AVAILABLE DATA:
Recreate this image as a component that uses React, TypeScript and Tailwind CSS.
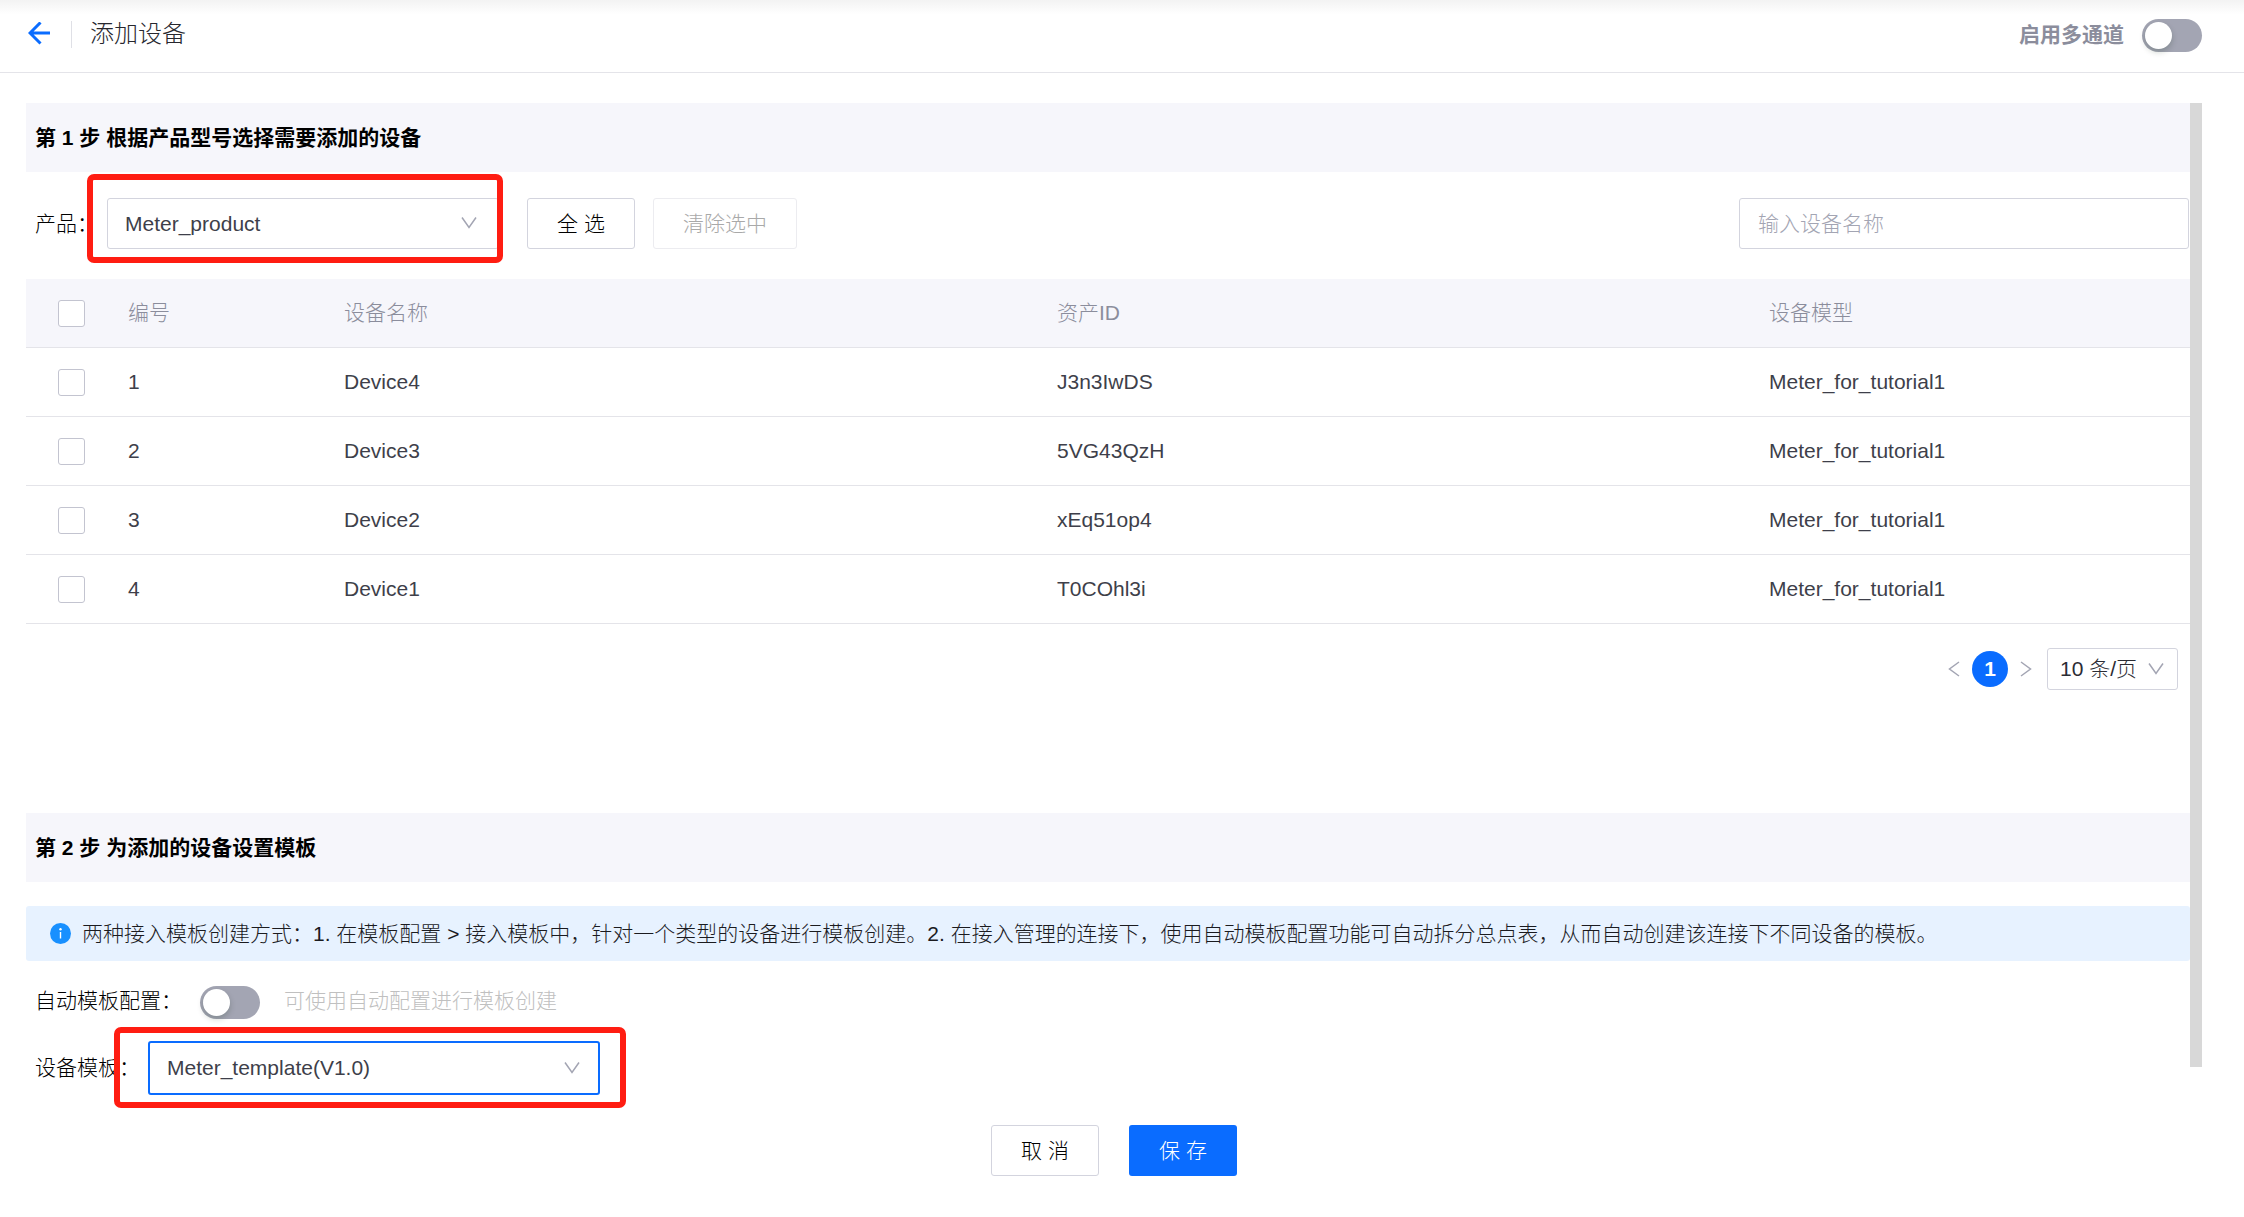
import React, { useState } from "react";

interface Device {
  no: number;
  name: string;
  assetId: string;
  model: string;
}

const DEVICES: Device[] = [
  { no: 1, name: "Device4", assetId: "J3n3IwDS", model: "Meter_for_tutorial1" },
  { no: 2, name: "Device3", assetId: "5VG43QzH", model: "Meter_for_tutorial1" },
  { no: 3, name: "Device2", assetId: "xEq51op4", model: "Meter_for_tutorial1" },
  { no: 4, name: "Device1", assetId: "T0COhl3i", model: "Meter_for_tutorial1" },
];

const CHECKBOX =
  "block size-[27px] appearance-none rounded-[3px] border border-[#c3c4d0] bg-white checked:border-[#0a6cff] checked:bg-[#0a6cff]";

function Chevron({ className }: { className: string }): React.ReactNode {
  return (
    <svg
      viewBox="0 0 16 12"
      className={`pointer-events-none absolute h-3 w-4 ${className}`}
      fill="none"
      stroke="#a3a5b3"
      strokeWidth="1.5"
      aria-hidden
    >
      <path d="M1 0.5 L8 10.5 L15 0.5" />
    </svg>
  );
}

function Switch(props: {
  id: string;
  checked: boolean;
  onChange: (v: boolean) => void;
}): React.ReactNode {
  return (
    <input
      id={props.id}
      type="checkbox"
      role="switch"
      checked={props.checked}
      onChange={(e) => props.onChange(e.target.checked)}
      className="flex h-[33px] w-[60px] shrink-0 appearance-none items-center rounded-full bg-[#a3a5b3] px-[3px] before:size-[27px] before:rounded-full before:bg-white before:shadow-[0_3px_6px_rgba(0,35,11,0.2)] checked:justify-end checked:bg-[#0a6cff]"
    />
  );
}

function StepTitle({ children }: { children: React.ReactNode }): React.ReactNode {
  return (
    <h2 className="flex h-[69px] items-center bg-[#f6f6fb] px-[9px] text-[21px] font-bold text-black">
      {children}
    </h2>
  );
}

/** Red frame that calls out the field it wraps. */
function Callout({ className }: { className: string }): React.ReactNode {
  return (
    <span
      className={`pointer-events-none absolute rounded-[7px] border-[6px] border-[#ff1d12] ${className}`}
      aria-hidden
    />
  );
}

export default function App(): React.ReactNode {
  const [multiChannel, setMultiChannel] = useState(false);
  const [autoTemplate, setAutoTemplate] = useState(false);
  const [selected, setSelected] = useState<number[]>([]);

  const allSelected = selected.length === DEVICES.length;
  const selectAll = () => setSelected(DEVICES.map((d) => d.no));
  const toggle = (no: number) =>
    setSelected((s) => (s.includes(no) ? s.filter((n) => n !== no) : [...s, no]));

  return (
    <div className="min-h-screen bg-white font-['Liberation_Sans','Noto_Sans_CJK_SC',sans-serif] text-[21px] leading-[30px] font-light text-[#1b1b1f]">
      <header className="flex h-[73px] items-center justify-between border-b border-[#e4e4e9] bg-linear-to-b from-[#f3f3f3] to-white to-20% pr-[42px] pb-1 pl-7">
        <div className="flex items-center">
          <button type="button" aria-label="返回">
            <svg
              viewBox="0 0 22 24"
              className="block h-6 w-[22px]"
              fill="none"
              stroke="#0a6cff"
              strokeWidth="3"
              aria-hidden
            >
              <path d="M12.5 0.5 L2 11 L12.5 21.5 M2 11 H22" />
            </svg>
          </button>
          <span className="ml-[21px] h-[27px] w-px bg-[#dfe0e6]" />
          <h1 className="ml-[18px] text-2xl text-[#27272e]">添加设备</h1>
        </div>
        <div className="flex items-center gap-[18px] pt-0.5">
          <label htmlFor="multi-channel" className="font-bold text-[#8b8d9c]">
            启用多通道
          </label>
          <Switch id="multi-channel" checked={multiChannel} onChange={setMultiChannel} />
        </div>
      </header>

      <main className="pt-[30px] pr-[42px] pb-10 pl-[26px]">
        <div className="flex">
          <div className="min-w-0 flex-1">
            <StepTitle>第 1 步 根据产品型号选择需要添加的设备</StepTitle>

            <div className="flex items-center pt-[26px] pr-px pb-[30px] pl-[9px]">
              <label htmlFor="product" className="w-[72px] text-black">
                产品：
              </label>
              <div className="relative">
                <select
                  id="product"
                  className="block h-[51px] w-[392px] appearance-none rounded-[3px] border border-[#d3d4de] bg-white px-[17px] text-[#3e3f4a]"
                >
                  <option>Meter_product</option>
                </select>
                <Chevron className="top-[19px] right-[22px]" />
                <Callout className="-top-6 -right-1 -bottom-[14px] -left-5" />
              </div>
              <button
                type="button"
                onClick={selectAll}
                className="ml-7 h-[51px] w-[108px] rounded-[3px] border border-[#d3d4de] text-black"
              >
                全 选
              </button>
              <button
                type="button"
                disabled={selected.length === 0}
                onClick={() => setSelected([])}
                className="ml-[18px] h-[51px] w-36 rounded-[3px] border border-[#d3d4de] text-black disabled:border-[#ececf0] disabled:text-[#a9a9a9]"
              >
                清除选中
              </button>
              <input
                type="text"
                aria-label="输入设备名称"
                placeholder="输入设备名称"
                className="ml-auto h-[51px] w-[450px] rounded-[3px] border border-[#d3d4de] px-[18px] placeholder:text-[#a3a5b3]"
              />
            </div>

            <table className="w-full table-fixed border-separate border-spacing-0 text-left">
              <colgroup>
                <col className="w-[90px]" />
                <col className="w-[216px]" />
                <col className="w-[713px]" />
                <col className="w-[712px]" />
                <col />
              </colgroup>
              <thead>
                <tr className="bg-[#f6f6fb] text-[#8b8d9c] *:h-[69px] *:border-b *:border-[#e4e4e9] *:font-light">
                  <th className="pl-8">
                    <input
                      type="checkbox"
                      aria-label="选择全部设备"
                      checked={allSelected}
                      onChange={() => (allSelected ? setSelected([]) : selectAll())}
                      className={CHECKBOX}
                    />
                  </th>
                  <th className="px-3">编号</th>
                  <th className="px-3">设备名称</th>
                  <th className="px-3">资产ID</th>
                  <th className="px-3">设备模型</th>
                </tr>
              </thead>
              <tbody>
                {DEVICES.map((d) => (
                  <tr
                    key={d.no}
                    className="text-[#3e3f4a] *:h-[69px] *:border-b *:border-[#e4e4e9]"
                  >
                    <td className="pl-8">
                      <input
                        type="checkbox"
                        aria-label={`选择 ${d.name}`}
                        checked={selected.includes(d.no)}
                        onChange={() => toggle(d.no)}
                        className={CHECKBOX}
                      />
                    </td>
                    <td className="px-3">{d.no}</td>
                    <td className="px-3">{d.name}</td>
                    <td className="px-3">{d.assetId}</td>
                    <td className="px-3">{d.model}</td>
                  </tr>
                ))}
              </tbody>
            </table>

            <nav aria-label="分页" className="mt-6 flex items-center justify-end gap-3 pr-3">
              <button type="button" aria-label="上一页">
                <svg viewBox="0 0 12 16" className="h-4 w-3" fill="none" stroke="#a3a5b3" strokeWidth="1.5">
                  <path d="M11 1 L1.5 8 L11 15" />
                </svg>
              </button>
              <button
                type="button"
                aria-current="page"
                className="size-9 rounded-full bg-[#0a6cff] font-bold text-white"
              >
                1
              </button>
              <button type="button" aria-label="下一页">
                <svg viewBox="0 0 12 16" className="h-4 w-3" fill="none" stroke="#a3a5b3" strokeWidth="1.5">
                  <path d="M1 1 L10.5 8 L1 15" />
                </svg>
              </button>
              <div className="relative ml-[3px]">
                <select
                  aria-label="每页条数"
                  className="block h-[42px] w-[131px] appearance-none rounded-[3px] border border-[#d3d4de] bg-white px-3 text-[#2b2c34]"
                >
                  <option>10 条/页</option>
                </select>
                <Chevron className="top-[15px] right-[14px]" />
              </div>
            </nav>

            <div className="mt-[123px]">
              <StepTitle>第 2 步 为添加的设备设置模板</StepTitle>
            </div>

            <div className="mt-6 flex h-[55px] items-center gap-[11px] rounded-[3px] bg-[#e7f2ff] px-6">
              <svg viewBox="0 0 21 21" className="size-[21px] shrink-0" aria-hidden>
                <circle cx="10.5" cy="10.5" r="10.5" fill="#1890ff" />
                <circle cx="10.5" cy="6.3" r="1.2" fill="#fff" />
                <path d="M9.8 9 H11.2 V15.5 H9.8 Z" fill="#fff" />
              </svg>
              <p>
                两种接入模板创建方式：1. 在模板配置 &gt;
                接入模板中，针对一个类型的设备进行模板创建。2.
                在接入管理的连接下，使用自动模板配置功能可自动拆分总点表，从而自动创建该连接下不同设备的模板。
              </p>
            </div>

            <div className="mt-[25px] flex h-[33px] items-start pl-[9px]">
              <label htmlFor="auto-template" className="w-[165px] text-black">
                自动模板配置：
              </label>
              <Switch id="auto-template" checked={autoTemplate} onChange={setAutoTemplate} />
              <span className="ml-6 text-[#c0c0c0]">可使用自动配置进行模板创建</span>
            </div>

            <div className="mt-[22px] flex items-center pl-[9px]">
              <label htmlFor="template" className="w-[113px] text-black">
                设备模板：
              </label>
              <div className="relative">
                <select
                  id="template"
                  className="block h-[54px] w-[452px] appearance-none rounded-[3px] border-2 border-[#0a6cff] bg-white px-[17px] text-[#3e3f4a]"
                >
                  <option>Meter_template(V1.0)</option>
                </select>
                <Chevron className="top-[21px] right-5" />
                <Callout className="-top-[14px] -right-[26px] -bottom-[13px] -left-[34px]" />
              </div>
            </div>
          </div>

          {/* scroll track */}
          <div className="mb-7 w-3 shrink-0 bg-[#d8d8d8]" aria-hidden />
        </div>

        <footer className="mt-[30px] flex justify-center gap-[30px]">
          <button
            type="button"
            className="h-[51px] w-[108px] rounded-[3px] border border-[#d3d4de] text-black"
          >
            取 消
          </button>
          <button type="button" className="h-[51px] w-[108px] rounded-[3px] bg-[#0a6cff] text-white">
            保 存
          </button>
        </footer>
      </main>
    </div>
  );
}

WRITTEN PROBLEM: Print, exactly as written, the lines above from the first one to the one containing "size-[27px] appearance-none rounded-[3px]". Leave out pictures.

FINAL ANSWER:
Recreate this image as a component that uses React, TypeScript and Tailwind CSS.
import React, { useState } from "react";

interface Device {
  no: number;
  name: string;
  assetId: string;
  model: string;
}

const DEVICES: Device[] = [
  { no: 1, name: "Device4", assetId: "J3n3IwDS", model: "Meter_for_tutorial1" },
  { no: 2, name: "Device3", assetId: "5VG43QzH", model: "Meter_for_tutorial1" },
  { no: 3, name: "Device2", assetId: "xEq51op4", model: "Meter_for_tutorial1" },
  { no: 4, name: "Device1", assetId: "T0COhl3i", model: "Meter_for_tutorial1" },
];

const CHECKBOX =
  "block size-[27px] appearance-none rounded-[3px] border border-[#c3c4d0] bg-white checked:border-[#0a6cff] checked:bg-[#0a6cff]";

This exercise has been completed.